Entries with page source code:
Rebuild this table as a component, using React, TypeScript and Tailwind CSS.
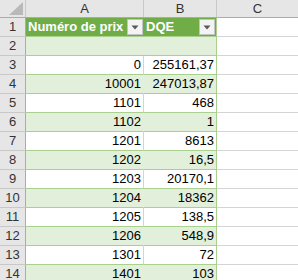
import React from "react";

const rows: [number, string, string][] = [
  [3, "0", "255161,37"],
  [4, "10001", "247013,87"],
  [5, "1101", "468"],
  [6, "1102", "1"],
  [7, "1201", "8613"],
  [8, "1202", "16,5"],
  [9, "1203", "20170,1"],
  [10, "1204", "18362"],
  [11, "1205", "138,5"],
  [12, "1206", "548,9"],
  [13, "1301", "72"],
  [14, "1401", "103"],
];

function FilterButton() {
  return (
    <div className="w-[16px] h-[16px] mr-[1px] mb-[1px] shrink-0 bg-[#f3f3f3] border border-[#c3c3c3] flex items-center justify-center">
      <svg width="8" height="5" viewBox="0 0 8 5">
        <path d="M0.5 0.5 L7.5 0.5 L4 4.5 Z" fill="#595959" />
      </svg>
    </div>
  );
}

function RowHead({ n }: { n: number }) {
  return (
    <div className="w-[26px] shrink-0 bg-[#e6e6e6] border-r border-r-[#ababab] border-b border-b-[#c8c8c8] flex items-end justify-center pb-[1px] text-[13px] leading-[16px] text-[#333]">
      {n}
    </div>
  );
}

export default function App() {
  return (
    <div className="w-[298px] h-[280px] overflow-hidden bg-white font-['Liberation_Sans',Arial,sans-serif] text-black select-none">
      {/* column headers */}
      <div className="flex h-[18px] bg-[#e6e6e6] border-b border-b-[#ababab] text-[13px] text-[#333]">
        <div className="w-[26px] shrink-0 border-r border-r-[#c8c8c8] flex items-end justify-end pr-[2px] pb-[2px]">
          <svg width="14" height="13" viewBox="0 0 14 13">
            <path d="M14 0 L14 13 L0 13 Z" fill="#b9b9b9" />
          </svg>
        </div>
        <div className="w-[118px] shrink-0 border-r border-r-[#c8c8c8] flex items-center justify-center">A</div>
        <div className="w-[73px] shrink-0 border-r border-r-[#c8c8c8] flex items-center justify-center">B</div>
        <div className="flex-1 flex items-center justify-center">C</div>
      </div>

      {/* row 1: table header */}
      <div className="flex h-[19px]">
        <RowHead n={1} />
        <div className="w-[118px] shrink-0 bg-[#70ad47] border-b border-b-[#a9d08e] flex items-end justify-between pl-[2px]">
          <span className="text-white font-bold text-[13px] leading-[15px] pb-[2px]">Numéro de prix</span>
          <FilterButton />
        </div>
        <div className="w-[73px] shrink-0 bg-[#70ad47] border-b border-b-[#a9d08e] border-r border-r-[#a9d08e] flex items-end justify-between pl-[2px]">
          <span className="text-white font-bold text-[13px] leading-[15px] pb-[2px]">DQE</span>
          <FilterButton />
        </div>
        <div className="flex-1 border-b border-b-[#d4d4d4]" />
      </div>

      {/* row 2: empty banded */}
      <div className="flex h-[19px]">
        <RowHead n={2} />
        <div className="w-[118px] shrink-0 bg-[#e2efda] border-b border-b-[#a9d08e]" />
        <div className="w-[73px] shrink-0 bg-[#e2efda] border-b border-b-[#a9d08e] border-r border-r-[#a9d08e]" />
        <div className="flex-1 border-b border-b-[#d4d4d4]" />
      </div>

      {rows.map(([n, a, b]) => {
        const band = n % 2 === 0;
        return (
          <div key={n} className="flex h-[19px]">
            <RowHead n={n} />
            <div
              className={
                band
                  ? "w-[118px] shrink-0 bg-[#e2efda] border-b border-b-[#a9d08e] border-r border-r-[#e2efda] flex items-end justify-end pr-[2px] pb-[2px] text-[13px] leading-[15px]"
                  : "w-[118px] shrink-0 bg-white border-b border-b-[#a9d08e] border-r border-r-[#d4d4d4] flex items-end justify-end pr-[2px] pb-[2px] text-[13px] leading-[15px]"
              }
            >
              {a}
            </div>
            <div
              className={
                band
                  ? "w-[73px] shrink-0 bg-[#e2efda] border-b border-b-[#a9d08e] border-r border-r-[#a9d08e] flex items-end justify-end pr-[2px] pb-[2px] text-[13px] leading-[15px]"
                  : "w-[73px] shrink-0 bg-white border-b border-b-[#a9d08e] border-r border-r-[#a9d08e] flex items-end justify-end pr-[2px] pb-[2px] text-[13px] leading-[15px]"
              }
            >
              {b}
            </div>
            <div className="flex-1 border-b border-b-[#d4d4d4]" />
          </div>
        );
      })}
    </div>
  );
}
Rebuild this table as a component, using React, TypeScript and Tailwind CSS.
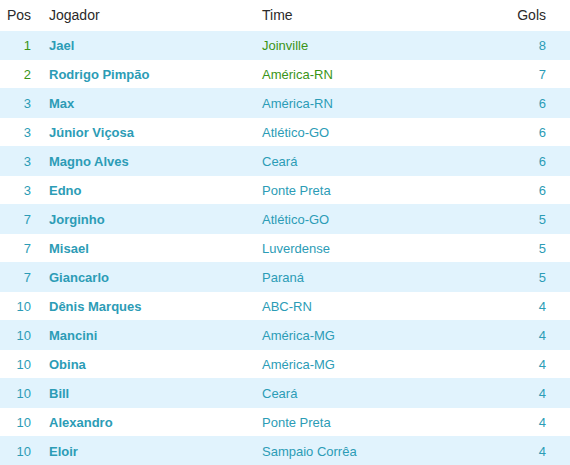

Problem to work on => Go through the entries above and print each one exactly, minus the pictures.

Solution to the problem =>
Rebuild this table as a component, using React, TypeScript and Tailwind CSS.
import React from "react";

const rows: [number, string, string][] = [
  [3, "0", "255161,37"],
  [4, "10001", "247013,87"],
  [5, "1101", "468"],
  [6, "1102", "1"],
  [7, "1201", "8613"],
  [8, "1202", "16,5"],
  [9, "1203", "20170,1"],
  [10, "1204", "18362"],
  [11, "1205", "138,5"],
  [12, "1206", "548,9"],
  [13, "1301", "72"],
  [14, "1401", "103"],
];

function FilterButton() {
  return (
    <div className="w-[16px] h-[16px] mr-[1px] mb-[1px] shrink-0 bg-[#f3f3f3] border border-[#c3c3c3] flex items-center justify-center">
      <svg width="8" height="5" viewBox="0 0 8 5">
        <path d="M0.5 0.5 L7.5 0.5 L4 4.5 Z" fill="#595959" />
      </svg>
    </div>
  );
}

function RowHead({ n }: { n: number }) {
  return (
    <div className="w-[26px] shrink-0 bg-[#e6e6e6] border-r border-r-[#ababab] border-b border-b-[#c8c8c8] flex items-end justify-center pb-[1px] text-[13px] leading-[16px] text-[#333]">
      {n}
    </div>
  );
}

export default function App() {
  return (
    <div className="w-[298px] h-[280px] overflow-hidden bg-white font-['Liberation_Sans',Arial,sans-serif] text-black select-none">
      {/* column headers */}
      <div className="flex h-[18px] bg-[#e6e6e6] border-b border-b-[#ababab] text-[13px] text-[#333]">
        <div className="w-[26px] shrink-0 border-r border-r-[#c8c8c8] flex items-end justify-end pr-[2px] pb-[2px]">
          <svg width="14" height="13" viewBox="0 0 14 13">
            <path d="M14 0 L14 13 L0 13 Z" fill="#b9b9b9" />
          </svg>
        </div>
        <div className="w-[118px] shrink-0 border-r border-r-[#c8c8c8] flex items-center justify-center">A</div>
        <div className="w-[73px] shrink-0 border-r border-r-[#c8c8c8] flex items-center justify-center">B</div>
        <div className="flex-1 flex items-center justify-center">C</div>
      </div>

      {/* row 1: table header */}
      <div className="flex h-[19px]">
        <RowHead n={1} />
        <div className="w-[118px] shrink-0 bg-[#70ad47] border-b border-b-[#a9d08e] flex items-end justify-between pl-[2px]">
          <span className="text-white font-bold text-[13px] leading-[15px] pb-[2px]">Numéro de prix</span>
          <FilterButton />
        </div>
        <div className="w-[73px] shrink-0 bg-[#70ad47] border-b border-b-[#a9d08e] border-r border-r-[#a9d08e] flex items-end justify-between pl-[2px]">
          <span className="text-white font-bold text-[13px] leading-[15px] pb-[2px]">DQE</span>
          <FilterButton />
        </div>
        <div className="flex-1 border-b border-b-[#d4d4d4]" />
      </div>

      {/* row 2: empty banded */}
      <div className="flex h-[19px]">
        <RowHead n={2} />
        <div className="w-[118px] shrink-0 bg-[#e2efda] border-b border-b-[#a9d08e]" />
        <div className="w-[73px] shrink-0 bg-[#e2efda] border-b border-b-[#a9d08e] border-r border-r-[#a9d08e]" />
        <div className="flex-1 border-b border-b-[#d4d4d4]" />
      </div>

      {rows.map(([n, a, b]) => {
        const band = n % 2 === 0;
        return (
          <div key={n} className="flex h-[19px]">
            <RowHead n={n} />
            <div
              className={
                band
                  ? "w-[118px] shrink-0 bg-[#e2efda] border-b border-b-[#a9d08e] border-r border-r-[#e2efda] flex items-end justify-end pr-[2px] pb-[2px] text-[13px] leading-[15px]"
                  : "w-[118px] shrink-0 bg-white border-b border-b-[#a9d08e] border-r border-r-[#d4d4d4] flex items-end justify-end pr-[2px] pb-[2px] text-[13px] leading-[15px]"
              }
            >
              {a}
            </div>
            <div
              className={
                band
                  ? "w-[73px] shrink-0 bg-[#e2efda] border-b border-b-[#a9d08e] border-r border-r-[#a9d08e] flex items-end justify-end pr-[2px] pb-[2px] text-[13px] leading-[15px]"
                  : "w-[73px] shrink-0 bg-white border-b border-b-[#a9d08e] border-r border-r-[#a9d08e] flex items-end justify-end pr-[2px] pb-[2px] text-[13px] leading-[15px]"
              }
            >
              {b}
            </div>
            <div className="flex-1 border-b border-b-[#d4d4d4]" />
          </div>
        );
      })}
    </div>
  );
}
Rebuild this table as a component, using React, TypeScript and Tailwind CSS.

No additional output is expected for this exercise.